Your right to a series of installment payments under this offer letter will be treated as a right to a series of separate payments within the meaning of Treas. Reg. §1.409A-2(b)(2)(iii). In addition, payments or benefits will be exempt from the requirements of Section 409A of the Code to the maximum extent possible as “short-term deferrals” pursuant to Treasury Regulation Section 1.409A-1(b)(4), as involuntary separation pay pursuant to Treasury Regulation Section 1.409A-1(b)(9)(iii), and/or under any other exemption that may be applicable.
Notwithstanding any provision to the contrary, (i) no amount of non-qualified deferred compensation subject to Section 409A of the Code that is payable in connection with the termination of your employment will be paid to you unless the termination of your employment constitutes a “separation from service” within the meaning of Section 1.409A-1(h) of the Department of Treasury Regulations; (ii) if you are deemed at the time of your separation from service to be a “specified employee” for purposes of Section 409A(a)(2)(B)(i) of the Code, to the extent that delayed commencement of any portion of the termination benefits to which you are entitled under this offer letter (after taking into account all exclusions applicable to such termination benefits under Section 409A) is required in order to avoid a prohibited distribution under Section 409A(a)(2)(B)(i) of the Code, such portion of your termination benefits will not be provided to you prior to the earlier of (A) the expiration of the six-month period measured from the date of your “separation from service” with the Company (as such term is defined in the Department of Treasury Regulations issued under Section 409A) and (B) the date of your death; provided, that upon the earlier of such dates, all payments deferred pursuant to the foregoing will be paid to you in a lump sum, and any remaining payments due will be paid as otherwise provided in this offer letter; (iii) the determination of whether you are a “specified employee” for purposes of Section 409A(a)(2)(B)(i) of the Code as of the time of your separation from service will be made by the Company in accordance with the terms of Section 409A of the Code and applicable guidance thereunder (including, without limitation, Section 1.409A-1(i) of the Department of Treasury Regulations and any successor provision thereto).

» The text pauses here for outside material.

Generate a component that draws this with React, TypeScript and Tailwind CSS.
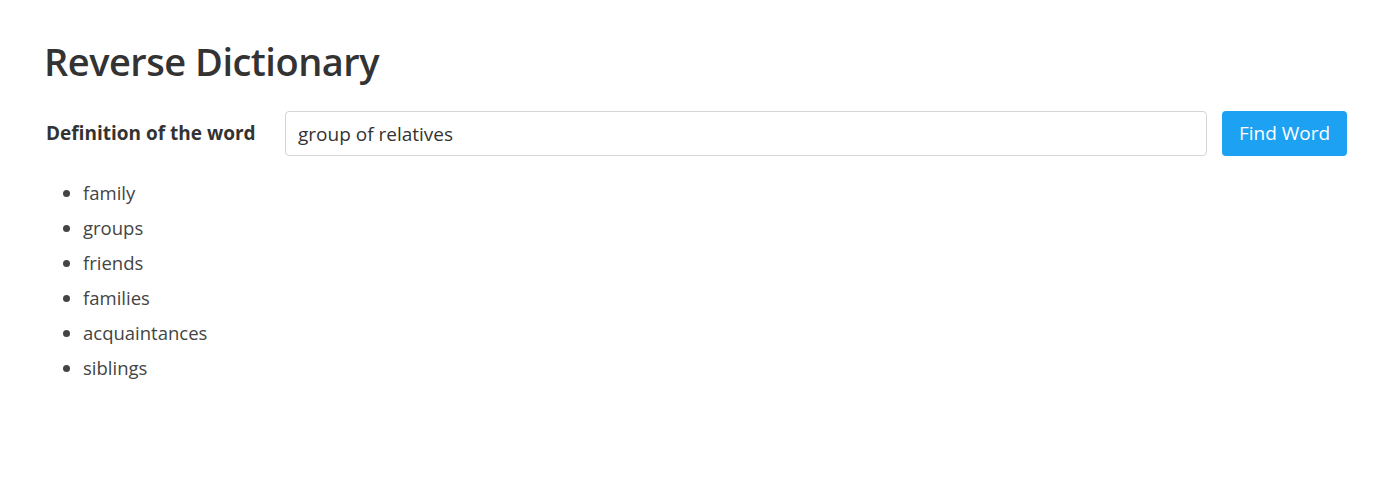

To the extent that any reimbursement of expenses or in-kind benefits constitutes “deferred compensation” under Section 409A of the Code, such reimbursement or benefit will be provided no later than December 31 of the year following the year in which the expense was incurred. The amount of expenses reimbursed in one year shall not affect the amount eligible for reimbursement in any subsequent year. The amount of any in-kind benefits provided in one year shall not affect the amount of in-kind benefits provided in any other year.
“Cause” means (i) your continual and deliberate gross neglect in the performance of his material duties; (ii) your continual and deliberate failure to devote substantially all of your working time to the business of the Company and its subsidiaries (other than as expressly permitted in this offer letter or by applicable state or federal law); (iii) your continual and deliberate failure to follow the lawful directives of the Board relating to your duties and responsibilities in any material respect; (iv) your engaging in misconduct in connection with the performance of any of your duties, including, without limitation, falsifying or attempting to falsify documents, books or records of the Company or its subsidiaries, misappropriating or attempting to misappropriate funds or other property, or securing or attempting to secure any personal profit in connection with any transaction entered into on behalf of the Company or its subsidiaries; (v) your violation, in any material respect, of any material policy or of any code or standard of behavior or conduct generally applicable to employees of the Company or its subsidiaries; (vi) your breach of the material provisions of this offer letter or any other non-competition, non-interference, non-disclosure, confidentiality or other similar agreement executed by you with the Company or any of its subsidiaries or other act of disloyalty to the Company or any of its subsidiaries (including, without limitation, aiding a competitor or unauthorized disclosure of confidential information); or (vii) your engaging in other misconduct that is reasonably likely to result in material injury to the reputation of the Company or any of its subsidiaries, including, without limitation, commission of a felony, fraud, embezzlement, or other crime involving dishonesty. A termination for Cause by the Company of any of the events described in clauses (i), (ii), (iii), (iv) and (v) above shall only be effective on thirty (30) days advance written notification, providing you the opportunity to cure, if reasonably capable of cure within such thirty (30)-day period; but no such notification is required if the Cause event is not reasonably capable of cure or the Board determines that its fiduciary obligation legally requires it to effect a termination for Cause immediately. In any event, the Board may suspend you with compensation while it conducts a good faith inquiry of whether grounds for Cause exist.
“Change in Control” has the meaning given such term in the Company’s Executive CIC Severance Plan.
“Good Reason” means the occurrence, without your express written consent, of: (i) any reduction in your total compensation of ten percent (10%) or more (other than an across-the-board reduction in the total compensation applicable and payable to each of the Company’s executives); (ii) a relocation of the Company’s headquarters to a location more than twenty (20) miles from the location of the Company’s headquarters prior to such relocation; (iii) any breach by the Company of any material provision of this offer letter; (iv) a significant reduction in the then-effective responsibilities of the Chief Executive Officer of the Company; or (v) a change in your reporting structure that results in you no longer reporting directly to the Board; provided that you give written notice to the Company of the existence of such a condition within ninety (90) days of the initial existence of the condition, the Company has at least thirty (30) days from the date when such notice is provided to cure the condition without being required to make payments due to termination by the Company for Good Reason (the “Cure Period”), and you actually terminate your employment for Good Reason within thirty (30) days after the expiration of the Cure Period. For the avoidance of doubt, in the event the Board appoints someone as President of the Company, you acknowledge and agree that any such appointment will not constitute “Good Reason” so long as you remain the Chief Executive Officer of the Company who still reports directly to the Board.